SAY Sí, a nationally recognized creative youth development program, began with 12 students from one high school. Now in its 25th year, the organization currently serves 163 students who come from all over the city to a campus that sits in the heart of an arts community where property values are rising sharply.

As demand for more programming and student admissions has grown, the organization is now hunting for a larger space and seeking buyers for the 26,000-square-foot building it purchased following a $2.5 million capital campaign in 2007. SAY Sí renovated additional storage space at the former brewery and office furniture warehouse in 2013 to accommodate more students and programs, and by 2014 was serving 200 middle school and high school students.

But in recent years, SAY Sí has had to deny admission to more than 35 to 40 percent of applicants.

“It’s not because we don’t want to support them but because we are at capacity – in our facilities and our human resources,” said spokesman Stephen Guzman. “So we are looking at a larger facility and expanding our programs. It’s something we have been thinking about the last couple of years, and now we are getting serious this year.”

But the ability to relocate depends on selling to the right buyer first, Guzman said, and a deal has not been finalized. With an operating budget of about $1.1 million, SAY Sí is one of the few nonprofits that own its facility, which has an assessed value of roughly $2.5 million, making it the organization’s largest asset even though assessed values can sometimes be more than the actual market value.

“We have had offers of $3.2 million to $4 million,” Jon Hinojosa, SAY Sí artistic executive director, said of interested buyers. “Based on the purchase price and the two renovations we’ve done, it’s twice the value now based on the growth of what’s happening in this area and the interest of people wanting to be here. Every day the value seems to increase.”

But departing from the arts community it helped build is a move the organization doesn’t take lightly, Hinojosa added. “So what we did in starting to think about where we are and where we could go, we looked really long and hard at properties that were close by and where we could still be part of this [community]. But that’s been biggest frustration – based on the growth and gentrification, those places are hard to find or don’t exist, especially in the context of what we can afford.”

SAY Sí is located at 1518 S. Alamo St.
SAY Sí is located at 1518 S. Alamo St. Credit: Bonnie Arbittier / San Antonio Report

The bulk of SAY Sí’s funding comes from private foundations, City, State, and federal sources, and large corporations such as H-E-B and Valero. The King William Association, which helped launched SAY Sí, remains one of its major donors.

“I can tell you we are looking at properties just a few minutes away via cars, so we’re not going to go very far,” Hinojosa said. “The frustration for us is it’s disappointing we can’t find a place to be part of the art scene. But what we can do is move to another space and work with the community to create a new opportunity for the arts.”

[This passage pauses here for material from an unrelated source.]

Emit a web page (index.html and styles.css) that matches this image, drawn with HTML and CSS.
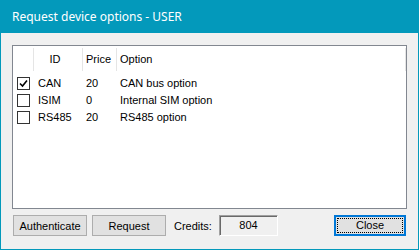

Students at SAY Sí attend at no cost, and more than half come from households with low income levels. Thousands of youth participate in SAY Sí’s outreach program, Artists Building Communities, which partners with other organizations to bring arts education to underserved areas.

The arts education programming at SAY Sí – focused on the four disciplines of visual arts, theater arts, film, and new media – is about helping young people find their voice and place in their community, Hinojosa said, as much as it is about closing the arts gap in public schools.

“We’ve been talking to a lot of folks and why [the move] is important, and what’s been the most exciting piece of this is that everybody gets excited about it,” he said. “It just makes sense.”

Shari Biediger has been covering business and development for the San Antonio Report since 2017. A graduate of St. Mary’s University, she has worked in the corporate and nonprofit worlds in San Antonio...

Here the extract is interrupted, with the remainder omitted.